After some thought about the Academy Awards nominated documentary, I don't think it can be discussed outside Frei's microcam technique, although most online reviews and discussions are determined. Most of the online debate after the film debuted in 2001 were focused there, negatively and positively, on the age old reportage argument regarding war/tragedy: Is the photographer/journalist a cold and cynical chronicler, or should their humanity step forward and intervene in what they are bearing witness to? Or at the least step away from feasting on the pain and suffering of others? Words like vampirism, vulture, scavenger and leech were peppering the comments. Nachtwey's apparent calm translates as callous, his thoughtfulness as heartlessness, these have always been the leading volleys of critics. Unfortunately, to bolster their objections, there is one elongated scene in the German offices of Stern magazine where editors discuss an upcoming layout of Nachtwey's images in terms that translate into the hands of cynics; describing Nachtwey's horrors of war black and whites with adjectives like, "Fantastic" and "Ya, this great, terrific."
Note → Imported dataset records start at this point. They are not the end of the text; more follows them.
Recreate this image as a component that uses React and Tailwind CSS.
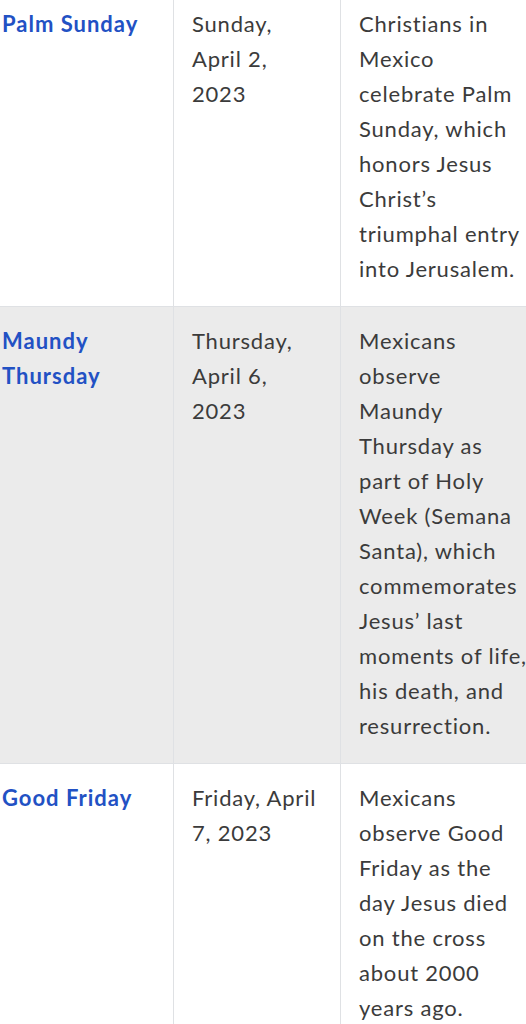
import React from 'react';

const holidays = [
  {
    name: ['Palm Sunday'],
    date: ['Sunday,', 'April 2,', '2023'],
    desc: [
      'Christians in',
      'Mexico',
      'celebrate Palm',
      'Sunday, which',
      'honors Jesus',
      'Christ’s',
      'triumphal entry',
      'into Jerusalem.',
    ],
  },
  {
    name: ['Maundy', 'Thursday'],
    date: ['Thursday,', 'April 6,', '2023'],
    desc: [
      'Mexicans',
      'observe',
      'Maundy',
      'Thursday as',
      'part of Holy',
      'Week (Semana',
      'Santa), which',
      'commemorates',
      'Jesus’ last',
      'moments of life,',
      'his death, and',
      'resurrection.',
    ],
  },
  {
    name: ['Good Friday'],
    date: ['Friday, April', '7, 2023'],
    desc: [
      'Mexicans',
      'observe Good',
      'Friday as the',
      'day Jesus died',
      'on the cross',
      'about 2000',
      'years ago.',
    ],
  },
];

const Lines = ({ lines }) =>
  lines.map((line, i) => (
    <span key={i} className="block whitespace-nowrap">
      {line}
    </span>
  ));

const App = () => {
  return (
    <div
      className="w-[526px] h-[1024px] overflow-hidden bg-white"
      style={{ fontFamily: 'Lato, "Noto Sans", sans-serif' }}
    >
      <table className="-ml-[17px] -mt-[11px] table-fixed border-collapse w-[569px] text-[22px] leading-[35px] tracking-[0.8px] text-[#3b3b3b]">
        <tbody>
          {holidays.map((h, idx) => (
            <tr key={idx} className={idx % 2 === 1 ? 'bg-[#ebebeb]' : 'bg-white'}>
              <td className="w-[190px] align-top border border-[#dfe1e4] px-[18px] pt-[16px] pb-[20px] font-bold tracking-[1px] text-[#2251c4]">
                <Lines lines={h.name} />
              </td>
              <td className="w-[167px] align-top border border-[#dfe1e4] px-[18px] pt-[16px] pb-[20px]">
                <Lines lines={h.date} />
              </td>
              <td className="w-[212px] align-top border border-[#dfe1e4] px-[18px] pt-[16px] pb-[20px]">
                <Lines lines={h.desc} />
              </td>
            </tr>
          ))}
        </tbody>
      </table>
    </div>
  );
};

export default App;
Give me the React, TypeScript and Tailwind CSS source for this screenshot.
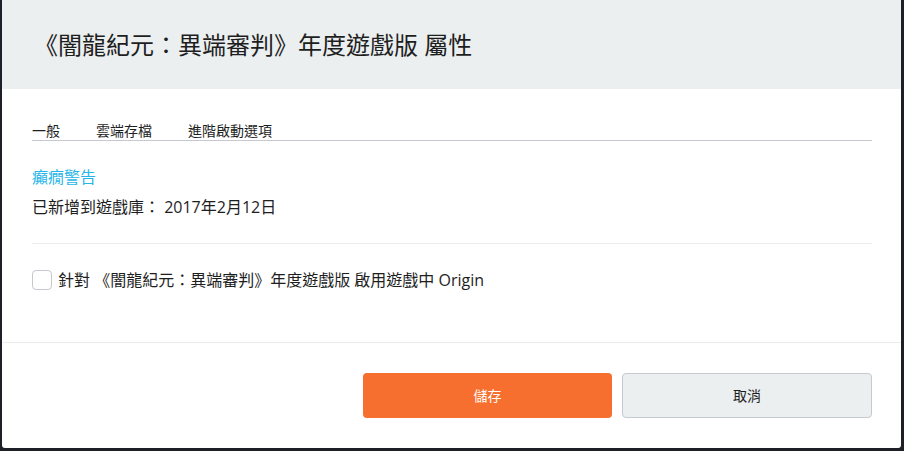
import React, { useState } from "react";

const font = "font-['Open_Sans','Noto_Sans_CJK_TC',sans-serif]";

const tabs = ["一般", "雲端存檔", "進階啟動選項"];

const App = () => {
  const [checked, setChecked] = useState(false);

  return (
    <div className={`flex h-[451px] w-[904px] bg-[#1d2127] pb-[3px] pl-[2px] pr-[3px] ${font}`}>
      <div className="flex flex-1 flex-col overflow-hidden rounded-b-[3px] bg-white text-[#1e1e1e]">
        {/* 標題 */}
        <div className="flex h-[89px] items-center bg-[#ebeff0] pl-[32px] text-[24px] text-[#1e1e1e]">
          《闇龍紀元：異端審判》年度遊戲版 屬性
        </div>

        <div className="flex flex-col pl-[30px] pr-[29px] pt-[33px]">
          <div className="flex gap-[36px] border-b border-[#c8c8d0] text-[14px] leading-[18px]">
            {tabs.map((t) => (
              <span key={t}>{t}</span>
            ))}
          </div>

          <div className="mt-[24px] flex flex-col gap-[6px] text-[16px] leading-[24px]">
            <a className="text-[#28b6e8]">癲癇警告</a>
            <p>已新增到遊戲庫： 2017年2月12日</p>
          </div>

          <div className="mt-[24px] border-t border-[#ececec]" />

          <label className="mt-[26px] flex h-[20px] items-center gap-[6px] text-[16px]">
            <input
              type="checkbox"
              className="h-[20px] w-[20px] appearance-none rounded-[4px] border border-[#c8c8d0] bg-white"
              checked={checked}
              onChange={(e) => setChecked(e.target.checked)}
            />
            針對 《闇龍紀元：異端審判》年度遊戲版 啟用遊戲中 Origin
          </label>
        </div>

        <div className="mt-[52px] border-t border-[#ececec]" />

        <div className="flex justify-end gap-[10px] pr-[29px] pt-[30px] text-[14px]">
          <button className="h-[45px] w-[249px] rounded-[4px] bg-[#f76f2e] text-white">
            儲存
          </button>
          <button className="h-[45px] w-[250px] rounded-[4px] border border-[#c5c9d0] bg-[#ebeff0] text-[#1e1e1e]">
            取消
          </button>
        </div>
      </div>
    </div>
  );
};

export default App;
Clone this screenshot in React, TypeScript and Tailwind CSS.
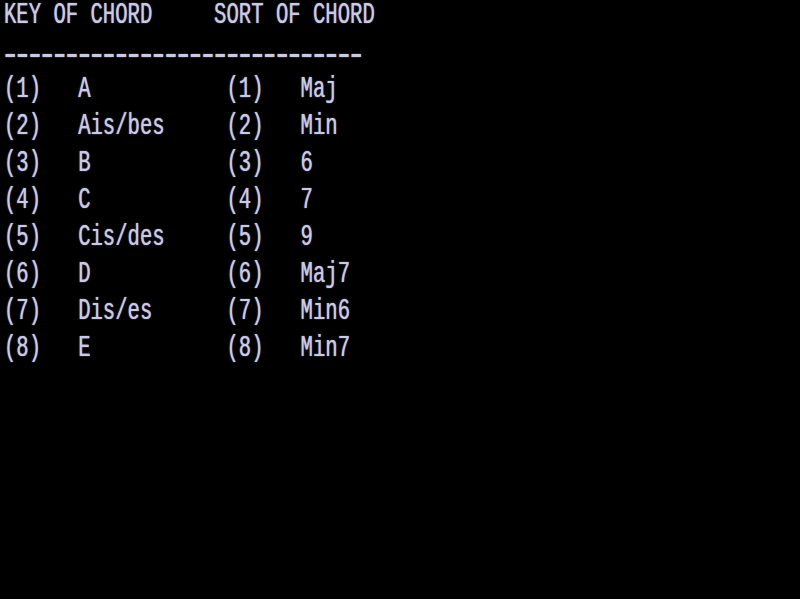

The micr0-cam I think does yield more than just a POV on the images Nachtwey creates, but on Nachtwey himself. As Skye has said to me, "I want to get in your head as you're back creating these photos." And any careful observation of the War Photographer I think does that. We, the viewer, have 96 mins of self-determination about what a war-photographer-kind-of-human James Nachtwey is or isn't. That kind of exposure causes me pause going forward on The Great Ape Diaries. A bit of fear. There is a price for letting the world look through your eye.

One of the last comments Nachtwey gives into the camera, and there are remarkably few, is regarding his role as image-maker in such conditions, "It's something I have to reckon with every day because I know that if I ever allowed genuine compassion to be overtaken by personal ambition, I will have sold my soul."

Again, critics may attack in their belief that "genuine compassion" begets involvement beyond the images, and Nachtwey's words are little more than hollow excuses, his soul was sold. But having met the man in an unflattering state, he is paying a price, and the images are a price to know reality. Nachtwey says earlier in the documentary about the genocide in Rwanda, "It was like taking the express elevator to hell." Never be so naive as to think that ride has no price. Having visited the suburbs of hell myself on another scale - no one else can fully judge the price.

*****

Finally this note. The sound track is as subtle and wonderfully done as anything you may never notice, but should. As someone said, "One of the most profound aspect I found in this documentary, is the use of sound. I think it's one of the best, if not most calculated sound editing ever done, since the film [is] supposed to focus on images."